Fred Kofman’s book The Meaning Revolution provides significant contributions to business management, self-improvement, and economics which is remarkable for a single book. The Meaning Revolution explains why organizations who seek to hire top talent need a noble purpose. This noble purpose is necessary not merely to get talent in the door, but to keep them engaged and retained. Leadership is fundamental to creating the corporate culture that Fred Kofman describes in the book, and his professional experience makes him uniquely qualified to speak on the matter. This book is not just for C-level executives but provides a basis for a shared culture for employees at all levels of an organization. Successful organizations should discuss these ideas and implement these practices.
Kofman calls for self-awareness when leading a team or interacting with co-workers. This emphasis on purpose, emotions, and effective relationships lie outside the preview of the most corrosive corporate cultures. The book persuasively argues that companies cannot afford to ignore these subjects. Indeed, with the growing competition for top talent, employees increasingly don’t decide where to work on a financial basis. Kofman encourages us to be better employers, workers, and human beings by explaining what it means to live and work more consciously.

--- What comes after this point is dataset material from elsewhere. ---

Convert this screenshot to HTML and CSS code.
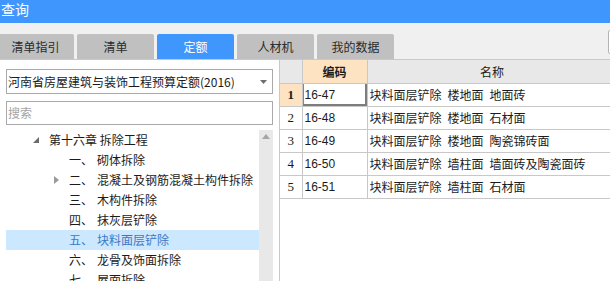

If that were not enough, Kofman makes significant contributions to theories of the firm in this book. Economists, particularly in the Austrian school and Public Choice, have thought deeply about the role of prices in economic calculation. This book should be read in conjunction with Oliver E. Williamson’s Markets and Hierarchies: Analysis and Antitrust Implications and F. A. Hayek’s Individualism and Economic Order. Kofman argues that corporate culture and a noble mission is a nonexcludable, nonrivalrous, good that thriving companies invest.
The last chapter of Kofman’s book has overlap with John Mackey’s book Conscious Capitalism: Liberating the Heroic Spirit of Business. Kofman inspires business leaders to pursue more than mere profits for shareholders. This chapter is more than rehashing the Mackey versus Friedman debates, which can be found on Reason’s website. This book articulates the need for more conscious capitalism in a fresh way that, if adopted, could significantly improve the lives of millions of workers and stakeholders.
This book is a must-read for everyone who wants to live a better life, be more productive, or construct a new company engagement initiative.